Conscience, forgotten masterpiece of Ukrainian new wave of 1960s.

Our collection of silent Ukrainian films, most of which have been unavailable both to scholars and the viewers, now boasts such newly restored and digitally re-mastered feature narratives as Mykola Shpykovsky's epic Bread,1929, Panteleimon Sazonov's three-hour long comedy In the Claws of the Soviets,1926. Both contain contemporary inter-titles in Ukrainian, which offer a rare glimpse of the language before the onslaught of Soviet Russification. There are also eight short animated cartoons produced for agitation and propaganda. They address such pressing issues of Soviet reality as bureaucratic red-tape, absenteeism from work, militarist foreign policies of the West, industrialization, and others.
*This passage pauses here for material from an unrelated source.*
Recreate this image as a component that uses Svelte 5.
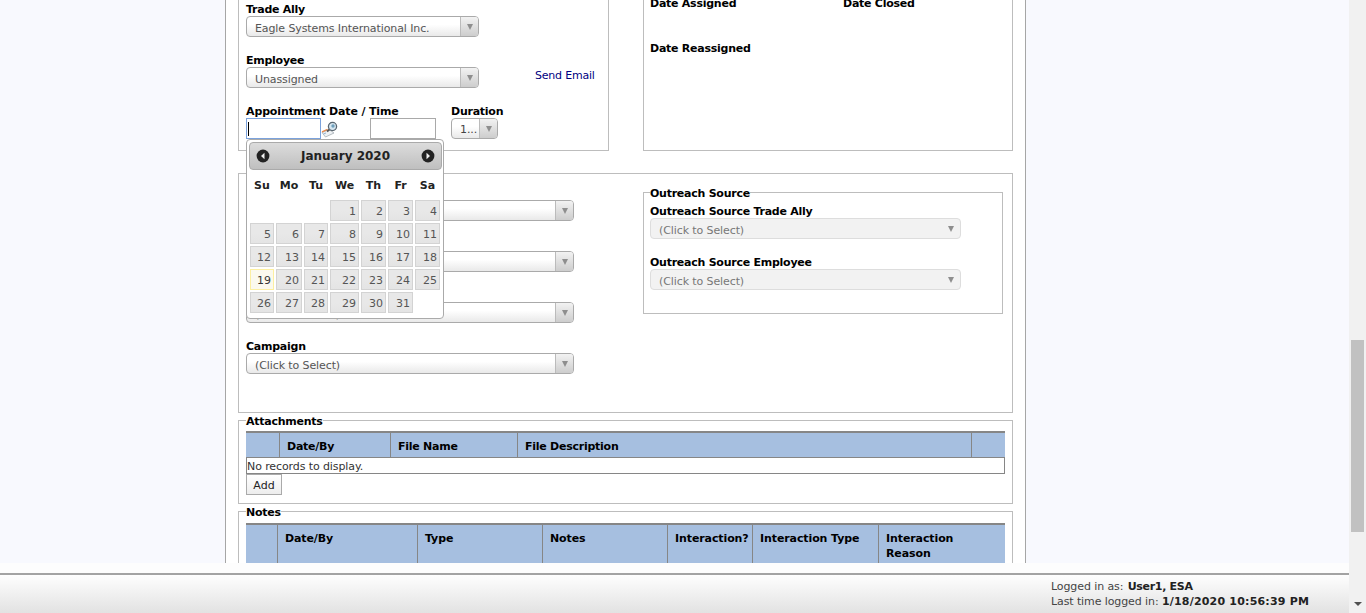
<script>
  const leftFields = [
    { label: '', value: '(Click to Select)' },
    { label: '', value: '(Click to Select)' },
    { label: '', value: '(Click to Select)' },
    { label: 'Campaign', value: '(Click to Select)' }
  ];
  const dayNames = ['Su', 'Mo', 'Tu', 'We', 'Th', 'Fr', 'Sa'];
  const days = Array.from({ length: 31 }, (_, i) => i + 1);
  const attachCols = ['', 'Date/By', 'File Name', 'File Description', ''];
  const noteCols = ['', 'Date/By', 'Type', 'Notes', 'Interaction?', 'Interaction Type', 'Interaction Reason'];
</script>

<div class="app">
  <div class="main">
    <div class="view">
      <div class="page">
        <div class="top-row">
          <section class="panel assign">
            <div class="field">
              <div class="label">Trade Ally</div>
              <div class="select w233"><span class="val">Eagle Systems International Inc.</span><span class="btn"><i class="tri"></i></span></div>
            </div>
            <div class="field email-row">
              <div>
                <div class="label">Employee</div>
                <div class="select w233"><span class="val">Unassigned</span><span class="btn"><i class="tri"></i></span></div>
              </div>
              <a class="send" href="#email">Send Email</a>
            </div>
            <div class="appt">
              <div class="date-col">
                <div class="label appt-label">Appointment Date / Time</div>
                <div class="date-inputs">
                  <div class="input focus"><span class="caret"></span></div>
                  <svg class="cal-icon" width="17" height="17" viewBox="0 0 17 17">
                    <path d="M1 11.5 L8 8.5 L13 12 L4.5 16 Z" fill="#eef1f3" stroke="#a4adb4" stroke-width=".8"/>
                    <path d="M1 10.8 L6.5 8.4" stroke="#e8894a" stroke-width="1.3" fill="none"/>
                    <path d="M2.5 13 L5 12" stroke="#8fb2d0" stroke-width="1" fill="none"/>
                    <path d="M6 10.5 L8.5 8.5" stroke="#555" stroke-width="1.8"/>
                    <circle cx="11.5" cy="5.5" r="4.1" fill="#d6e6f0" stroke="#5a6670" stroke-width="1.3"/>
                    <circle cx="12" cy="5" r="1.7" fill="#6f9fbb"/>
                  </svg>
                  <div class="input time"></div>
                </div>
              </div>
              <div class="dur-col">
                <div class="label">Duration</div>
                <div class="select w47"><span class="val dur">1...</span><span class="btn"><i class="tri"></i></span></div>
              </div>
            </div>
          </section>

          <section class="panel dates">
            <div class="label">Date Assigned</div>
            <div class="label">Date Closed</div>
            <div class="label">Date Reassigned</div>
          </section>
        </div>

        <section class="panel source">
          <div class="left-col">
            {#each leftFields as f}
              <div class="field">
                <div class="label">{f.label || '\u00a0'}</div>
                <div class="select w328"><span class="val">{f.value}</span><span class="btn"><i class="tri"></i></span></div>
              </div>
            {/each}
          </div>
          <fieldset class="outreach">
            <legend>Outreach Source</legend>
            <div class="field">
              <div class="label">Outreach Source Trade Ally</div>
              <div class="select off"><span class="val">(Click to Select)</span><i class="tri"></i></div>
            </div>
            <div class="field">
              <div class="label">Outreach Source Employee</div>
              <div class="select off"><span class="val">(Click to Select)</span><i class="tri"></i></div>
            </div>
          </fieldset>
        </section>

        <fieldset class="block attachments">
          <legend>Attachments</legend>
          <div class="grid-head attach-cols">
            {#each attachCols as c}<div class="th">{c}</div>{/each}
          </div>
          <div class="empty">No records to display.</div>
          <button class="add">Add</button>
        </fieldset>

        <fieldset class="block notes">
          <legend>Notes</legend>
          <div class="grid-head note-cols">
            {#each noteCols as c}<div class="th">{c}</div>{/each}
          </div>
        </fieldset>
      </div>

      <div class="calendar">
        <div class="cal-head">
          <svg width="14" height="14" viewBox="0 0 14 14"><circle cx="7" cy="7" r="6.4" fill="#222"/><path d="M8.5 3.8 L5 7 L8.5 10.2 Z" fill="#eee"/></svg>
          <span class="month">January 2020</span>
          <svg width="14" height="14" viewBox="0 0 14 14"><circle cx="7" cy="7" r="6.4" fill="#222"/><path d="M5.5 3.8 L9 7 L5.5 10.2 Z" fill="#eee"/></svg>
        </div>
        <div class="cal-grid names">
          {#each dayNames as d}<div class="dn">{d}</div>{/each}
        </div>
        <div class="cal-grid">
          <div class="blank"></div><div class="blank"></div><div class="blank"></div>
          {#each days as d}
            <div class="day" class:today={d === 19}>{d}</div>
          {/each}
        </div>
      </div>
    </div>
    <div class="strip"></div>
    <footer class="footer">
      <div class="login">
        <div>Logged in as: <b class="user">User1, ESA</b></div>
        <div>Last time logged in: <b class="stamp">1/18/2020 10:56:39 PM</b></div>
      </div>
    </footer>
  </div>
  <aside class="scrollbar">
    <i class="up"></i>
    <div class="track"><div class="thumb"></div></div>
    <i class="down"></i>
  </aside>
</div>

<style>
  :global(body) {
    margin: 0;
    overflow: hidden;
    font-family: "DejaVu Sans", Verdana, sans-serif;
    font-size: 11px;
    line-height: 15px;
    letter-spacing: -0.1px;
    color: #000;
    background: #f8f9fe;
  }
  .app { display: flex; width: 1366px; height: 613px; overflow: hidden; }
  .main { width: 1349px; display: flex; flex-direction: column; position: relative; }
  .view { height: 563px; overflow: hidden; position: relative; flex: none; }
  .page {
    width: 775px;
    margin: -40px 0 0 225px;
    padding: 0 12px;
    background: #fff;
    border-left: 1px solid #a6a6a6;
    border-right: 1px solid #a6a6a6;
    min-height: 700px;
  }
  .strip { height: 10px; background: #fdfdfd; flex: none; }
  .footer {
    flex: 1;
    border-top: 2px solid #a3a3a3;
    background: linear-gradient(#fefefe, #e2e2e2);
    padding: 4px 0 0 1051px;
    color: #444;
  }
  .footer b { color: #222; }
  .user { letter-spacing: -0.3px; margin-left: 1px; }
  .stamp { letter-spacing: 0.2px; }

  .top-row { display: flex; gap: 34px; }
  .panel { border: 1px solid #bdbdbd; box-sizing: border-box; }
  .assign { width: 371px; height: 191px; padding: 40px 0 0 7px; }
  .dates {
    width: 370px; height: 191px; padding: 34px 0 0 6px;
    display: grid; grid-template-columns: 193px 1fr; grid-template-rows: 45px; align-content: start;
  }
  .field { margin-bottom: 15px; }
  .email-row { display: flex; align-items: flex-start; }
  .label { font-weight: 700; height: 15px; line-height: 17px; white-space: nowrap; letter-spacing: -0.25px; }
  .appt-label { letter-spacing: -0.13px; }
  .send { color: #00007f; text-decoration: none; margin: 16px 0 0 56px; letter-spacing: -0.2px; }
  .select {
    height: 21px; box-sizing: border-box;
    border: 1px solid #aaa; border-radius: 4px;
    background: linear-gradient(#fff, #fff 40%, #e9e9e9);
    display: flex; align-items: center; justify-content: space-between;
    color: #555;
    overflow: hidden;
  }
  .w233 { width: 233px; }
  .w328 { width: 328px; }
  .w47 { width: 47px; }
  .val { padding: 4px 0 0 8px; white-space: nowrap; }
  .dur { color: #444; padding-top: 2px; }
  .btn {
    width: 18px; align-self: stretch; flex: none;
    border-left: 1px solid #bbb; box-sizing: border-box;
    background: linear-gradient(#f2f2f2, #cdcdcd);
    display: flex; align-items: center; justify-content: center;
  }
  .tri {
    display: block; width: 0; height: 0;
    border-left: 3.5px solid transparent; border-right: 3.5px solid transparent;
    border-top: 6px solid #8e8e8e;
  }
  .off {
    width: 311px; background: #f2f2f2; border-color: #ddd; color: #777;
    padding-right: 6px;
  }
  .appt { display: flex; }
  .date-col { width: 205px; }
  .date-inputs { display: flex; align-items: center; }
  .input { height: 21px; box-sizing: border-box; border: 1px solid #a9a9a9; background: #fff; }
  .focus { width: 75px; border-color: #7ba2dc; display: flex; align-items: center; padding-left: 1px; }
  .caret { width: 1px; height: 14px; background: #000; }
  .cal-icon { margin-top: 2px; flex: none; }
  .time { width: 66px; margin-left: 32px; }

  .source {
    display: flex; padding: 11px 9px 23px 7px; margin-top: 22px; height: 240px;
  }
  .left-col { width: 397px; flex: none; }
  fieldset { margin: 0; min-width: 0; box-sizing: border-box; border: 1px solid #bdbdbd; }
  legend { padding: 0; font-weight: 700; height: 15px; line-height: 17px; letter-spacing: -0.25px; }
  .outreach { width: 360px; height: 129px; padding: 3px 7px 0 6px; }
  .block { padding: 0 7px; width: 775px; }
  .attachments { height: 91px; padding-top: 3px; }
  .notes { height: 80px; padding-top: 4px; }
  .grid-head {
    display: grid; width: 759px; box-sizing: border-box;
    background: #a6bfe0;
    border-top: 2px solid #868686; border-bottom: 1px solid #868686;
    font-weight: 700;
    letter-spacing: -0.25px;
  }
  .attach-cols { grid-template-columns: 33px 111px 127px 454px 34px; height: 27px; }
  .note-cols { grid-template-columns: 31px 140px 125px 125px 85px 126px 127px; height: 60px; letter-spacing: -0.1px; }
  .th { border-left: 1px solid #868686; padding: 6px 7px 0; box-sizing: border-box; }
  .th:first-child { border-left: none; }
  .empty {
    width: 759px; box-sizing: border-box; height: 16px; line-height: 17px;
    border: 1px solid #868686; border-top: none; color: #333;
  }
  .add {
    display: block; width: 36px; height: 21px; margin: 0; padding: 2px 0 0;
    border: 1px solid #aaa; background: linear-gradient(#fff, #ededed);
    font: inherit; color: #222;
  }

  .calendar {
    position: absolute; left: 246px; top: 139px; z-index: 5;
    width: 198px; height: 180px; box-sizing: border-box;
    background: #fff; border: 1px solid #aaa; border-radius: 4px;
    padding: 2px 1px 0 2px;
    letter-spacing: 0;
  }
  .cal-head {
    height: 28px; box-sizing: border-box;
    border: 1px solid #aaa; border-radius: 4px;
    background: linear-gradient(#dcdcdc, #bfbfbf);
    display: flex; align-items: center; justify-content: space-between;
    padding: 0 6px;
  }
  .month { font-weight: 700; font-size: 12px; color: #222; }
  .cal-grid {
    display: grid;
    grid-template-columns: 24px 26px 24px 29px 25px 25px 25px;
    gap: 2px;
    margin-left: 1px;
    grid-auto-rows: 21px;
  }
  .names { margin: 8px 0 7px 1px; grid-auto-rows: 15px; }
  .dn { font-weight: 700; text-align: center; color: #222; }
  .day {
    box-sizing: border-box;
    border: 1px solid #d3d3d3;
    background: linear-gradient(#e8e8e8, #e8e8e8 50%, #e4e4e4);
    text-align: right; padding-right: 2px; line-height: 21px; color: #555;
  }
  .today { border-color: #fcefa1; background: #fbf9ee; color: #363636; }

  .scrollbar { width: 17px; background: #f1f1f1; position: relative; flex: none; display: flex; flex-direction: column; }
  .up { display: block; height: 17px; flex: none; }
  .track { flex: 1; position: relative; padding-top: 323px; box-sizing: border-box; }
  .thumb { width: 13px; height: 192px; margin-left: 2px; background: #c1c1c1; }
  .down {
    display: block; height: 17px; flex: none; position: relative;
  }
  .down::after {
    content: ""; position: absolute; left: 5px; top: 6px; width: 0; height: 0;
    border-left: 4px solid transparent; border-right: 4px solid transparent;
    border-top: 4px solid #505050;
  }
</style>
They are: Dniprelstan, A Tale of Total Disarmament, Palace of Arts, Paper, Mail, Sold, Shirker, Eleventh.   

Some of the newest Ukrainian films just acquired by the Film Club are included in the Ukrainian Film Panorama to take place on October 24-29, 2013 in different venues of New York City and organized jointly with the Ukrainian State Film Agency.